Maybe it did and maybe it didn't. The beatdown supposedly took place in a hotel room, so it's not the kind of thing that can be looked up on Retrosheet, but even if it could, would it matter? It's a hell of a tale, two larger-than-life characters squaring off -- or not -- at different stages of their legendary lives.
So it was Roger Repoz at the plate and not Mantle, and so it was the fourth inning and 1-0 and April and not the 13th inning and 18-17 and September. When the legend becomes fact, print the legend.

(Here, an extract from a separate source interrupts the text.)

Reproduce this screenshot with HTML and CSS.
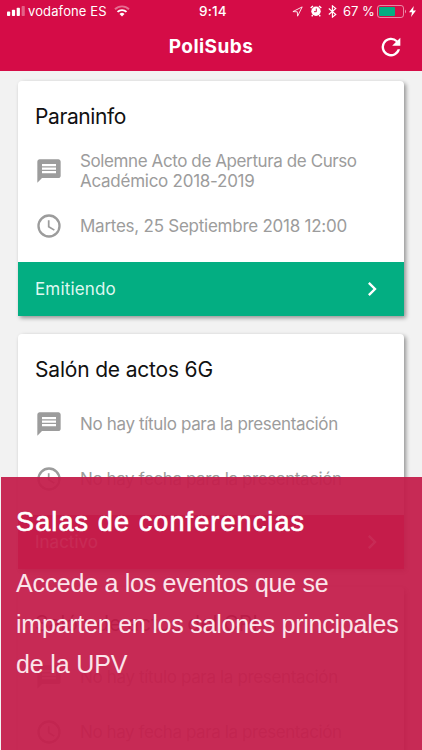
FILE: index.html
```html
<!DOCTYPE html>
<html lang="es">
<head>
<meta charset="utf-8">
<title>PoliSubs</title>
<link rel="stylesheet" href="styles.css">
</head>
<body>
<svg width="0" height="0" class="defs">
  <symbol id="chat" viewBox="0 0 24 24"><path fill="currentColor" d="M20 2H4c-1.100 0-2 .9-2 2v18l4-4h14c1.100 0 2-.9 2-2V4c0-1.100-.9-2-2-2zM6 6h12v2H6zm0 3h12v2H6zm0 3h12v2H6z"/></symbol>
  <symbol id="clock" viewBox="0 0 24 24"><path fill="currentColor" d="M12 2a10 10 0 1 0 0 20 10 10 0 0 0 0-20zm0 18a8 8 0 1 1 0-16 8 8 0 0 1 0 16zm.5-13H11v6l5.200 3.150.8-1.250-4.500-2.670z"/></symbol>
  <symbol id="chevron" viewBox="0 0 24 24"><path fill="currentColor" d="M8.590 16.590 13.170 12 8.590 7.410 10 6l6 6-6 6z"/></symbol>
</svg>
<div class="screen">
  <header class="header">
    <div class="status">
      <svg class="signal" width="18" height="10" viewBox="0 0 18 10"><g fill="#fff"><rect y="5.500" width="3.200" height="4.500" rx=".8"/><rect x="4.900" y="3.800" width="3.200" height="6.200" rx=".8"/><rect x="9.700" y="1.700" width="3.200" height="8.300" rx=".8"/><rect x="14.600" y="0" width="3.200" height="10" rx=".8" opacity=".35"/></g></svg>
      <span class="carrier">vodafone ES</span>
      <svg class="wifi" width="16" height="12" viewBox="0 0 16 12"><g fill="none" stroke="#fff" stroke-width="1.900"><path d="M1 4.200a10 10 0 0 1 14 0" opacity=".4"/><path d="M3.500 6.900a6.500 6.500 0 0 1 9 0"/></g><path fill="#fff" d="M5.500 8.900a3.700 3.700 0 0 1 5 0L8 11.500z"/></svg>
      <span class="time">9:14</span>
      <svg class="location" width="11" height="11" viewBox="0 0 11 11"><path d="M.9 5.600 10.200.9 5.600 10.200 5.300 5.800z" fill="none" stroke="#fff" stroke-opacity=".85"/></svg>
      <svg class="alarm" width="12" height="12" viewBox="0 0 12 12"><circle cx="6" cy="6.300" r="4.700" fill="#fff"/><path d="M.7 3 3 .9M11.300 3 9 .9M2.700 10 1.800 11.300M9.300 10l.9 1.300" stroke="#fff" stroke-width="1.400"/><path d="M6.300 3.500v3.200H4" fill="none" stroke="#d50c47"/></svg>
      <svg class="bluetooth" width="9" height="13" viewBox="0 0 9 13"><path d="m.8 3.500 7 6L4.400 12.200V.8l3.400 2.700-7 6" fill="none" stroke="#fff" stroke-width="1.100"/></svg>
      <span class="percent">67 %</span>
      <svg class="battery" width="30" height="13" viewBox="0 0 30 13"><rect x=".5" y=".5" width="26" height="12" rx="2.500" fill="none" stroke="#fff" stroke-opacity=".5"/><rect x="2" y="2" width="16" height="9" rx="1" fill="#03ae82"/><path d="M28 4.500q2 2 0 4z" fill="#fff" opacity=".6"/></svg>
      <svg class="bolt" width="7" height="11" viewBox="0 0 7 11"><path d="M4.800 0 0 6.200h3L2 11l5-6.500H4z" fill="#fff"/></svg>
    </div>
    <div class="toolbar">
      <h1>PoliSubs</h1>
      <svg class="refresh" width="28" height="28" viewBox="0 0 24 24"><path fill="#fff" d="M17.650 6.350A8 8 0 1 0 19.730 14h-2.080A6 6 0 1 1 12 6c1.660 0 3.140.690 4.220 1.780L13 11h7V4z"/></svg>
    </div>
  </header>
  <main class="cards">
    <article class="card">
      <h2><span class="t1">Paraninfo</span></h2>
      <div class="row"><svg class="icon"><use href="#chat"/></svg><p><span class="l1">Solemne Acto de Apertura de Curso</span><br><span class="l2">Académico 2018-2019</span></p></div>
      <div class="row"><svg class="icon"><use href="#clock"/></svg><p><span class="l3">Martes, 25 Septiembre 2018 12:00</span></p></div>
      <footer class="live"><span>Emitiendo</span><svg class="chevron"><use href="#chevron"/></svg></footer>
    </article>
    <article class="card">
      <h2><span class="t2">Salón de actos 6G</span></h2>
      <div class="row"><svg class="icon"><use href="#chat"/></svg><p><span class="l4">No hay título para la presentación</span></p></div>
      <div class="row"><svg class="icon"><use href="#clock"/></svg><p><span class="l5">No hay fecha para la presentación</span></p></div>
      <footer class="idle"><span>Inactivo</span><svg class="chevron"><use href="#chevron"/></svg></footer>
    </article>
    <article class="card">
      <h2><span class="t3">Salón de actos del CPI</span></h2>
      <div class="row"><svg class="icon"><use href="#chat"/></svg><p><span class="l4">No hay título para la presentación</span></p></div>
      <div class="row"><svg class="icon"><use href="#clock"/></svg><p><span class="l5">No hay fecha para la presentación</span></p></div>
    </article>
  </main>
  <section class="caption">
    <h3>Salas de conferencias</h3>
    <p><span class="c1">Accede a los eventos que se</span><br><span class="c2">imparten en los salones principales</span><br><span class="c3">de la UPV</span></p>
  </section>
</div>
</body>
</html>
```
FILE: styles.css
```css
* { box-sizing: border-box; margin: 0; padding: 0; }
body { font-family: Inter, "Liberation Sans", sans-serif; background: #f2f2f2; }
.defs { position: absolute; }
.screen { position: relative; width: 422px; height: 750px; overflow: hidden; background: #f2f2f2; }
.header { height: 71px; background: #d50c47; color: #fff; }
.status { height: 22px; display: flex; align-items: center; padding-left: 7px; font-size: 13px; white-space: nowrap; }
.status > * { flex: none; }
.carrier { margin-left: 3px; width: 80px; letter-spacing: .12px; }
.wifi { margin-left: 6px; }
.time { margin-left: 69px; width: 30px; font-weight: 500; font-size: 13.500px; letter-spacing: .2px; }
.location { margin-left: 63px; }
.alarm { margin-left: 7px; }
.bluetooth { margin-left: 6px; }
.percent { margin-left: 6px; width: 32px; }
.battery { margin-left: 2px; }
.bolt { margin-left: 2px; }
.toolbar { height: 49px; display: grid; grid-template-columns: 1fr auto 1fr; align-items: center; }
.toolbar h1 { grid-column: 2; font-size: 19px; line-height: 24px; font-weight: 700; letter-spacing: .45px; }
.refresh { justify-self: end; margin-right: 17px; }
.cards { padding: 9.500px 18px 0; display: flex; flex-direction: column; gap: 18px; }
.card { height: 235.300px; flex: none; background: #fff; border-radius: 4px 4px 0 0; box-shadow: 2px 2px 4px rgba(0, 0, 0, .4); display: flex; flex-direction: column; }
.card h2 { height: 62.600px; padding: 22.500px 17px 0; font-size: 21px; line-height: 28px; font-weight: 400; color: #111; white-space: nowrap; }
.t1 { letter-spacing: -.4px; }
.t2 { letter-spacing: -.18px; }
.row { height: 55.200px; display: flex; align-items: center; padding-left: 17px; color: #9c9c9c; }
.icon { width: 28px; height: 28px; flex: none; }
.row p { margin-left: 17px; font-size: 17px; line-height: 20px; white-space: nowrap; }
.l1 { letter-spacing: -.4px; }
.l2 { letter-spacing: -.26px; }
.l3 { letter-spacing: -.25px; }
.l4 { letter-spacing: -.35px; }
.l5 { letter-spacing: -.41px; }
.card footer { height: 54px; margin-top: auto; display: flex; justify-content: space-between; align-items: center; padding: 0 18px 0 17px; font-size: 17px; color: #dff8f0; }
.live span { letter-spacing: .15px; }
.chevron { width: 28px; height: 28px; color: #fff; }
.card .live { background: #03ae82; }
.card .idle { background: #d50c35; color: #fff; }
.caption { position: absolute; left: 1px; right: 0; top: 477px; bottom: 0; padding: 28px 15px 0; background: rgba(196, 30, 75, .945); color: #fff; white-space: nowrap; font-family: "Liberation Sans", Arial, sans-serif; }
.caption h3 { font-size: 27px; line-height: 34px; font-weight: 400; letter-spacing: 1.120px; -webkit-text-stroke: .6px #fff; }
.caption p { margin-top: 24px; font-size: 25px; line-height: 40.500px; color: #fbe4ea; }
.c1 { letter-spacing: -.27px; }
.c2 { letter-spacing: -.23px; }
.c3 { letter-spacing: -.15px; }
```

We tell and listen to stories because they say things to us. Sometimes they say things about their subjects, sometimes about their tellers. If Leo Durocher didn't really help himself to Babe Ruth's watch after helping the drunken slugger into bed one too many times, well, he was a guy who would have done that, wasn't he? And if the Babe hadn't knocked the stuffing out of him over it, he would have, right?
And more important, these stories remind us that we know things like this about guys like that. They tie us to all the other baseball stories, and all the people who tell them and listen to them. Details aside, they're all about the same thing, about being part of a crowd that cares about the same thing. Because you're not getting past the table of contents if you're not part of that crowd, the crowd that cares about baseball.
It's fun to tag along with Neyer as he plays detective in the pages of his "Big Book of Baseball Legends," mostly because of his breezy, conversational style and considerable wit. And it occurs to me as the Babe and the Emp lead a rousing chorus of "Oh, Clementine," arm in arm atop the Hard Knox Cafe bar, that I disagree with Bill James. All this accuracy isn't sad. The details are fun, and ultimately the details don't matter.
I'm sure you noticed something improbable in my own story about lunch with Babe Ruth and Emperor Norton. You caught me, didn't you?
The Hard Knox Cafe's on Third Street, not Potrero Avenue.